Huthwaite cemetery grounds are run by the District Council. The old rituals of burial do however still hold a strong religous link by extending christian concerns in comforting the dying and saddened mourners.
Evidentially unearthed around the world are graves showing earliest known humans offered respect to their deceased. Hidden from scavenging animals, bodies became buried in ritual laid alongside possessions. Across Britain larger earthen burial mounds were exposed dating into the Bronze Age. Commonly called Barrows, early settlements named around those monuments may reflect referencing. Pioneering Sutton-in-Ashfield historians suggested our adjacently addressed domed heights of Whiteborough could have been shaped with naming derived from such ancient purpose. Although dismissed todate, that unproven theory remains simply echoed among other related local folklores, helpfully promoting newer villager interests.
Graves dug through pagon Britain favoured a north to south layout. Following the spread of Christianity our familiar east to west alignment became adopted, quite accurately measured in accordance too the laying of all early church foundations. Graveyards were often sited inside oldest parish church grounds. Nearest plots achieving higher regard, especially after centuries of use which inevitably brought overcrowding.
The original graveyard extended around St Mary Magdelene retains aging headstones. Weathered inscriptions could potentially record times when that ancient Sutton parish encompassed our growing secondary Hucknall-under-Huthwaite township. It was an industrial 19th century that saw combined parishioner numbers rapidly rising, calling for independent services and then far larger burial grounds.
Nevertheless, not everyone of influential wealth in Huthwaite truly aspired to being assured a resting place amongst parish pride, and we do know of private family burial plots being allowed.
A descriptive 1864 directory revealed this extract In 1834, Mr. Jeremiah Burrows by will directed that a portion of the land contained in his orchard should be set apart as a burial ground for him and his family for ever. The following year Mr. Burrows died, and was interred according to his request. Other members have been interred in the same place since. The land has been fenced round and neatly laid out by the present owner
. This information is further quantified thanks too Mr Trev Ashmore, quoting from a personal journal handwritten by William Rhodes whose concise dated entries record 1835 Jan 26 - died Jeremiah Burrows of Hucknall and Buried in Orchard : 1859 May 23 - Buried Miss Burrows in Orchard, Hucknall
Exact plot and numbers interred are lost, leaving strong beliefs sited somewhere rear The Peacock Hotel into the later built Beeches house grounds. Old tales passed through my in-laws occupancy may well be comfirmed by former resident Ben Woolley. Innocently recalled, his father uprooted a few worn headstones from their gardens end, used for laying shed foundations.

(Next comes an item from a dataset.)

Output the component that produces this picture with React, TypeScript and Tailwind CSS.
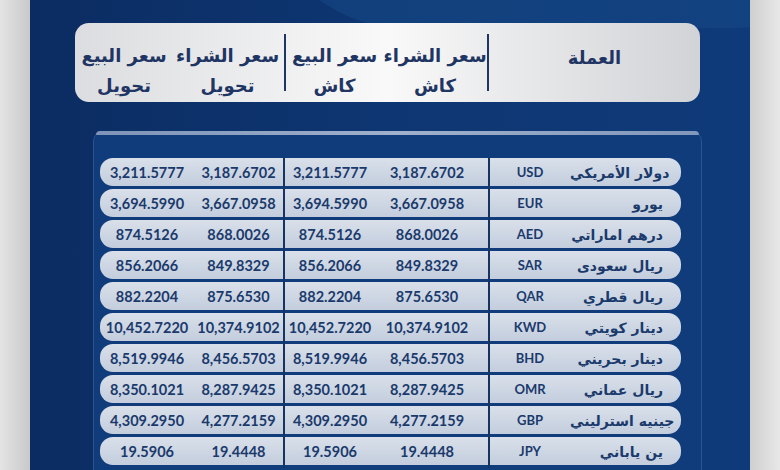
const rows = [
  { name: "دولار الأمريكي", code: "USD", buyCash: "3,187.6702", sellCash: "3,211.5777", buyTr: "3,187.6702", sellTr: "3,211.5777" },
  { name: "يورو", code: "EUR", buyCash: "3,667.0958", sellCash: "3,694.5990", buyTr: "3,667.0958", sellTr: "3,694.5990" },
  { name: "درهم اماراتي", code: "AED", buyCash: "868.0026", sellCash: "874.5126", buyTr: "868.0026", sellTr: "874.5126" },
  { name: "ريال سعودى", code: "SAR", buyCash: "849.8329", sellCash: "856.2066", buyTr: "849.8329", sellTr: "856.2066" },
  { name: "ريال قطري", code: "QAR", buyCash: "875.6530", sellCash: "882.2204", buyTr: "875.6530", sellTr: "882.2204" },
  { name: "دينار كويتي", code: "KWD", buyCash: "10,374.9102", sellCash: "10,452.7220", buyTr: "10,374.9102", sellTr: "10,452.7220" },
  { name: "دينار بحريني", code: "BHD", buyCash: "8,456.5703", sellCash: "8,519.9946", buyTr: "8,456.5703", sellTr: "8,519.9946" },
  { name: "ريال عماني", code: "OMR", buyCash: "8,287.9425", sellCash: "8,350.1021", buyTr: "8,287.9425", sellTr: "8,350.1021" },
  { name: "جينيه استرليني", code: "GBP", buyCash: "4,277.2159", sellCash: "4,309.2950", buyTr: "4,277.2159", sellTr: "4,309.2950" },
  { name: "ين ياباني", code: "JPY", buyCash: "19.4448", sellCash: "19.5906", buyTr: "19.4448", sellTr: "19.5906" },
]

const arabic = { fontFamily: '"DejaVu Sans", "Noto Sans", sans-serif' }
const latin = { fontFamily: 'Lato, "Open Sans", sans-serif' }

function HeaderCell({ top, bottom, className }: { top: string; bottom: string; className?: string }) {
  return (
    <div className={"flex flex-col items-center whitespace-nowrap pt-[17px] leading-[30px] " + (className ?? "")} dir="rtl">
      <span>{top}</span>
      <span>{bottom}</span>
    </div>
  )
}

export default function App() {
  return (
    <div className="flex h-[470px] w-[780px] overflow-hidden">
      {/* left frame */}
      <div className="w-[30px] bg-gradient-to-r from-[#e4e4e4] to-[#c9c9c9]" />

      {/* board */}
      <div className="relative w-[720px] overflow-hidden bg-gradient-to-r from-[#0b2c62] via-[#0e3672] to-[#0f3a79]">
        {/* soft light wedge at the top */}
        <div className="absolute -top-[262px] left-[230px] h-[290px] w-[620px] rounded-full bg-[#154886]/60" />
        <div className="relative flex flex-col">
          {/* header */}
          <div
            className="ml-[45px] mt-[23px] flex h-[79px] w-[625px] items-center rounded-[14px] bg-gradient-to-r from-[#dcdde0] via-[#f9f9f9] to-[#d2d3d7] text-[18px] font-bold text-[#1f3563]"
            style={arabic}
          >
            <HeaderCell className="w-[96px] pl-[2px]" top="سعر البيع" bottom="تحويل" />
            <HeaderCell className="w-[113px]" top="سعر الشراء" bottom="تحويل" />
            <div className="h-[57px] w-[2px] bg-[#1f3563]" />
            <HeaderCell className="w-[97px]" top="سعر البيع" bottom="كاش" />
            <HeaderCell className="w-[104px]" top="سعر الشراء" bottom="كاش" />
            <div className="h-[57px] w-[2px] bg-[#1f3563]" />
            <div className="flex flex-1 items-center justify-center pb-[10px]">
              <span>العملة</span>
            </div>
          </div>

          {/* table */}
          <div className="ml-[63px] mt-[29px] h-[360px] w-[609px] rounded-t-[10px] border-x border-[#2a5590] bg-[#103c7c]">
            <div className="mx-[2px] h-[4px] rounded-t-[6px] bg-gradient-to-r from-[#7d93b8] via-[#9fb1cc] to-[#8197bb]" />
            <div className="mt-[23px] flex flex-col gap-[3px] pl-[6px] pr-[20px]">
              {rows.map((r) => (
                <div
                  key={r.code}
                  className="flex h-[28px] items-center rounded-[13px] bg-gradient-to-b from-[#d9e0ea] to-[#c3cddd] text-[14.5px] font-bold text-[#1b3a6c]"
                >
                  <div className="flex w-[183px] items-center pt-[2px]" style={latin}>
                    <span className="w-[94px] text-center">{r.sellTr}</span>
                    <span className="w-[89px] text-center">{r.buyTr}</span>
                  </div>
                  <div className="h-[31px] w-[2px] self-start bg-[#17335f]" />
                  <div className="flex w-[203px] items-center pt-[2px]" style={latin}>
                    <span className="w-[90px] text-center">{r.sellCash}</span>
                    <span className="w-[104px] text-center">{r.buyCash}</span>
                  </div>
                  <div className="h-[31px] w-[2px] self-start bg-[#17335f]" />
                  <div className="flex min-w-0 flex-1 items-center pt-[2px]">
                    <span className="w-[80px] shrink-0 text-center text-[13px]" style={latin}>{r.code}</span>
                    <span className="flex-1 whitespace-nowrap pr-[18px] text-right text-[14px]" dir="rtl" style={arabic}>{r.name}</span>
                  </div>
                </div>
              ))}
            </div>
          </div>
        </div>
      </div>

      {/* right frame */}
      <div className="w-[30px] bg-gradient-to-r from-[#cfcfcf] to-[#e8e8e8]" />
    </div>
  )
}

Considering Jeremiah senior was listed 1832 as first victualler of the present Peacock, all evidence points towards that general spot. Subsequent land sales and newer properties masked any wider areas, all prior the modern widening of Chesterfield Road. But in questioning an unusual request for home burials, it clearly transpires the Burrows family were Quakers.
Now The Peacock pub became addressed upon Boots Yard which, by coincidence, is named after another family with members once privately buried in Huthwaite. Coverage of the influential Boot family history is linked too the introduction of a Wesleyan chapel. Opened 1815, its founder Eleazor Boot was interred 1861 alongside his wife Rose whose body he'd already laid inside those original chapel grounds. Sale of the aging property and land followed an 1890 opening of a newly built replacement church, after ensuring the pairs lifted remains were safely re-interred within the nearby Blackwell Churchyard.
That first Huthwaite chapel would appear once situated cornering the market place currently occupied by our latest Co-operative store. A few oldest residents had remembered its earliest use as Huttons shop, dating way back into where old worn gravestones evidently lay set into a paved frontage. Use of the adjacent Blackwell Church graveyard would acknowledge our two close mining communities held sympathetic ties between non-conformist methodists. Not that the Sutton Parish clergy appear refusing any paid burials, but from their archaic persecutions recorded against earliest Huthwaite Quakers, later named followers chose acceptable Mansfield graveyards.